You say it will be minimal wear, I beg to differ. the weight you are adding is going to create a LOT of wear and tear, especially if you use 8mm rails. They are barely sufficient for a stock Rostock, some have said they can bend 1mm under use with plastic parts. Then you have the added heat, and chains... Chains wear and case wear far worse than belts. Belts fail usually becvause of stress and environment, chains, physically wear from friction. They also are not good at switching direction, they prefer to go one direction, and ideally maintain a consistent rpm. Switching directions, starting and stopping will beat the living hell out of your cogs and create a ton of wear. Ask bicycle riders about chain and sprocket wear. It only gets wors when you use smaller and smaller cogs.

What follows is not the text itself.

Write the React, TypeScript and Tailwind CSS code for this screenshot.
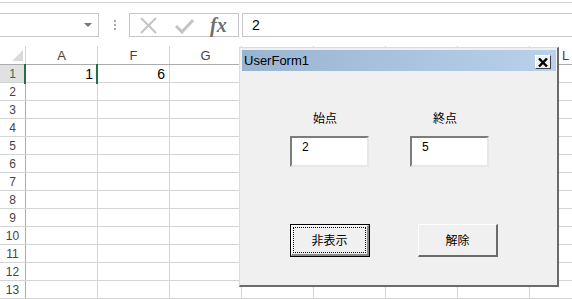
import React from 'react';

const cols = ['A', 'F', 'G', '', '', '', '', 'L'];
const rows = Array.from({ length: 13 }, (_, i) => i + 1);

function FormulaBar() {
  return (
    <div className="h-[46px] flex flex-col">
      <div className="h-[2px]" />
      <div className="h-px bg-[#d4d4d4]" />
      <div className="mt-[10px] h-[24px] flex items-stretch">
        <div className="w-[99px] shrink-0 border-y border-r border-[#c6c6c6] flex items-center justify-end pr-[6px]">
          <svg width="8" height="4" viewBox="0 0 8 4">
            <polygon points="0,0 8,0 4,4" fill="#767676" />
          </svg>
        </div>
        <div className="w-[30px] shrink-0 flex items-center justify-center">
          <svg width="3" height="12" viewBox="0 0 3 12">
            <rect x="1" y="1" width="2" height="2" fill="#a8a8a8" />
            <rect x="1" y="5" width="2" height="2" fill="#a8a8a8" />
            <rect x="1" y="9" width="2" height="2" fill="#a8a8a8" />
          </svg>
        </div>
        <div className="w-[110px] shrink-0 border border-[#c6c6c6] relative">
          <svg className="absolute left-[10px] top-[3px]" width="18" height="17" viewBox="0 0 18 17">
            <path d="M1 1 L16 16 M16 1 L1 16" stroke="#c4c4c4" strokeWidth="2" fill="none" />
          </svg>
          <svg className="absolute left-[45px] top-[4px]" width="19" height="16" viewBox="0 0 19 16">
            <path d="M1 8 L7 14 L18 2" stroke="#c4c4c4" strokeWidth="3" fill="none" />
          </svg>
          <span className="absolute left-[80px] top-[-1px] font-['Liberation_Serif',serif] italic font-bold text-[20px] leading-[24px] text-[#6f6f6f]">
            fx
          </span>
        </div>
        <div className="ml-[3px] w-[400px] shrink-0 border border-[#c6c6c6] flex items-center pl-[9px] font-['Liberation_Sans',sans-serif] text-[14px] text-black">
          2
        </div>
      </div>
      <div className="flex-1" />
    </div>
  );
}

function Grid() {
  return (
    <div className="relative font-['Liberation_Sans',sans-serif]">
      <div className="flex h-[19px] border-b border-[#ababab]">
        <div className="w-[26px] shrink-0 border-r border-[#d4d4d4] relative">
          <svg className="absolute left-[12px] top-[4px]" width="11" height="11" viewBox="0 0 11 11">
            <polygon points="11,0 11,11 0,11" fill="#dadada" />
          </svg>
        </div>
        {cols.map((c, i) => (
          <div
            key={i}
            className="w-[72px] shrink-0 border-r border-[#d4d4d4] flex items-center justify-center text-[13px] text-[#444444] leading-none"
          >
            {c}
          </div>
        ))}
      </div>
      {rows.map((r) => (
        <div key={r} className="flex h-[18px] border-b border-[#d4d4d4]">
          <div
            className={`w-[26px] shrink-0 border-r border-[#ababab] flex items-center justify-center text-[12px] leading-none ${
              r === 1 ? 'bg-[#e1e1e1] text-[#217346]' : 'text-[#444444]'
            }`}
          >
            {r}
          </div>
          {cols.map((c, ci) => (
            <div
              key={ci}
              className="w-[72px] shrink-0 border-r border-[#d4d4d4] flex items-center justify-end pr-[4px] text-[14px] leading-none text-black"
            >
              {r === 1 && ci === 0 ? '1' : r === 1 && ci === 1 ? '6' : ''}
            </div>
          ))}
        </div>
      ))}
      <div className="absolute left-[24px] top-[18px] w-[2px] h-[20px] bg-[#217346]" />
      <div className="absolute left-[96px] top-[18px] w-[2px] h-[20px] bg-[#217346]" />
    </div>
  );
}

function UserForm() {
  return (
    <div className="absolute left-[239px] top-[47px] w-[320px] h-[240px] bg-[#f0f0f0] border-l border-t border-[#dcdcdc] border-r-2 border-b-2 border-r-[#6b6b6b] border-b-[#6b6b6b] pt-[2px] pl-[2px] pr-[1px] flex flex-col">
      <div className="h-[21px] shrink-0 bg-gradient-to-r from-[#99b4d1] to-[#b9d1ea] flex items-start justify-between">
        <span className="pl-[2px] font-['Liberation_Sans',sans-serif] text-[13px] leading-[21px] text-black">
          UserForm1
        </span>
        <div className="mt-[5px] mr-[5px] w-[16px] h-[14px] bg-[#f0f0f0] border-t border-l border-white border-r border-b border-r-[#404040] border-b-[#404040] flex items-center justify-center">
          <svg width="10" height="9" viewBox="0 0 10 9">
            <path d="M1 0.5 L9 8.5 M9 0.5 L1 8.5" stroke="#000" strokeWidth="2.4" fill="none" />
          </svg>
        </div>
      </div>
      <div className="pl-[48px] font-['Noto_Sans_CJK_JP',sans-serif] text-[12px] text-black">
        <div className="mt-[38px] flex h-[18px] items-center">
          <div className="w-[120px] pl-[23px] leading-none">始点</div>
          <div className="w-[120px] pl-[23px] leading-none">終点</div>
        </div>
        <div className="mt-[9px] flex">
          <div className="w-[120px]">
            <div className="w-[79px] h-[31px] bg-white border-t-2 border-l-2 border-[#7c7c7c] border-b-2 border-r-2 border-b-[#e6e6e6] border-r-[#e6e6e6] pl-[10px] pt-[2px] font-['Liberation_Sans',sans-serif] text-[12px] leading-[14px]">
              2
            </div>
          </div>
          <div className="w-[120px]">
            <div className="w-[79px] h-[31px] bg-white border-t-2 border-l-2 border-[#7c7c7c] border-b-2 border-r-2 border-b-[#e6e6e6] border-r-[#e6e6e6] pl-[10px] pt-[2px] font-['Liberation_Sans',sans-serif] text-[12px] leading-[14px]">
              5
            </div>
          </div>
        </div>
        <div className="mt-[57px] flex gap-[48px]">
          <div className="w-[80px] h-[33px] border border-black flex">
            <div className="flex-1 flex border-t border-l border-white border-b-2 border-r-2 border-b-[#8a8a8a] border-r-[#8a8a8a] p-[1px]">
              <div className="flex-1 border border-dotted border-black flex items-center justify-center leading-none">
                非表示
              </div>
            </div>
          </div>
          <div className="w-[80px] h-[33px] flex items-center justify-center border-t border-l border-white border-b-2 border-r-2 border-b-[#6b6b6b] border-r-[#6b6b6b] leading-none">
            解除
          </div>
        </div>
      </div>
    </div>
  );
}

export default function App() {
  return (
    <div className="relative w-[572px] h-[299px] overflow-hidden bg-white">
      <FormulaBar />
      <Grid />
      <UserForm />
    </div>
  );
}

You will also need an actual frame.
The vertical frame of the Rostock is the linear rails and they are insufficient even in stock form. The wood only offered minor stability, it wasn't really a structural component, and as such, the frame lost calibration almost any time it was bumped. This is why the 3DR uses an extrusion in between the rails.

Another problem is you said the rods will be under stretch and not push. The rods already push and pull, they work in unison. If you want it be a strictly pull system, you will need to rework the entire design. It's been done, but used a much more complex system and looked and worked nothing like a Rostock. I wish I could remember the name, but it was on the Google Deltabot forum months ago.


Lastly,
Don't run your chamber to run at 90c. ABS is still soft at that point, especially if it's still cooling from when you laid it down. It will sag. You would want a heated bed at 90-110c, and your chamber at say 70 or 80c temp for ABS, and a similar setup with PLA, 60c bed, and say a 45c chamber. Something like that. You want it to stay warm enough to not shrink, but cool enough that it coold enough to not sag.